Ms. Kim and others emphasized today that children and adolescents themselves can play a critically important part in the collective push to meet the MDGs by 2015. In fact, the theme of this year’s International Day of Peace – an annual call for a worldwide ceasefire and non-violence – specifically urges global youth to take a stand for peace and development.
|UN Secretary-General Ban Ki-moon (foreground, left) rings the Peace Bell in observance of the International Day of Peace, at UN headquarters in New York.|
During a ceremony marking the day, Ms. Kim joined Secretary-General Ban Ki-moon, UNICEF Executive Director Anthony Lake, UN Messengers of Peace Midori Goto and Elie Wiesel and other dignitaries in the ringing of the symbolic Peace Bell – cast from the coins of more than 60 different countries – outside UN headquarters.
“To many, peace is what enables development and is critical in providing opportunities to young people,” said Ms. Kim at the ceremony. “To some – especially those from regions involved in conflict – peacekeeping and efforts to preserve peace are absolutely vital in bringing prosperity and hope for the future.”
Ms. Kim noted that her own experience as a world-class athlete has helped to open her eyes to many cultures around the world. “Where there is peace, there is sports; where there is sports, there is peace," she said. “Peace is what allows us, especially young people, to dream, go after one’s goals and prepare you for the next challenge in life.”
The role of youth
In his International Day of Peace message Mr. Ban called upon young people to join the struggle for peace and development in the run-up to the MDG deadline. “Help us to work for peace,” he told them. “You are impatient. You see what we, your elders, allow to persist, year after year: poverty and hunger; injustice and impunity; environmental degradation ... Help us fight for peace and prosperity for all.”
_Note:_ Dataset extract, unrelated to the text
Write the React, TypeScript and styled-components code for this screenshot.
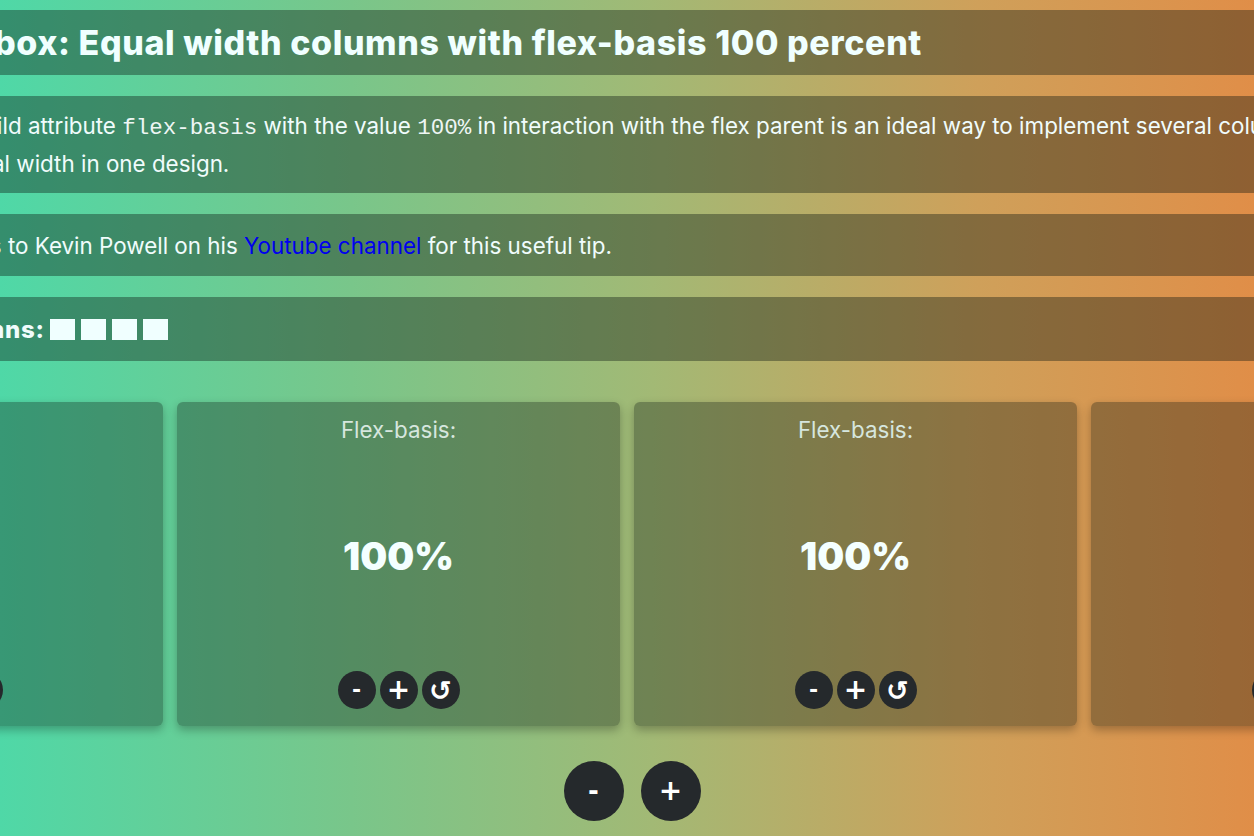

|President of the 65th Session of the UN General Assembly Joseph Deiss of Switzerland speaks at the Peace Bell Ceremony in observance of the International Day of Peace. Behind him at right are: (front row, from left) UNICEF Goodwill Ambassador Yuna Kim; Madame Yoo Soon-taek, wife of UN Secretary-General Ban Ki-moon; Secretary-General Ban; UN Messenger of Peace Elie Wiesel; and UN Population Fund Goodwill Ambassador Goedele Liekens.|
Noting that the International Year of Youth began last month, Mr. Ban also called on governments and partners around the world to do more for young people. “Let us give them a world of peace and tolerance,” he said.
After the ceremony, Ms. Kim attended a ‘Youth for Peace and Development’ conference at the UN. She spoke with students from New York and around the globe about the role they can play in educating children, keeping them healthy, offering them protection and working to guarantee their rights.
Ms. Kim joined UNICEF as a Goodwill Ambassador in July. Born in the Republic of Korea in 1990, she began skating at the age of five. She won a gold medal in women’s single skating at the 2010 Olympic Games in Vancouver and is ranked number one in the world by the International Skating Union.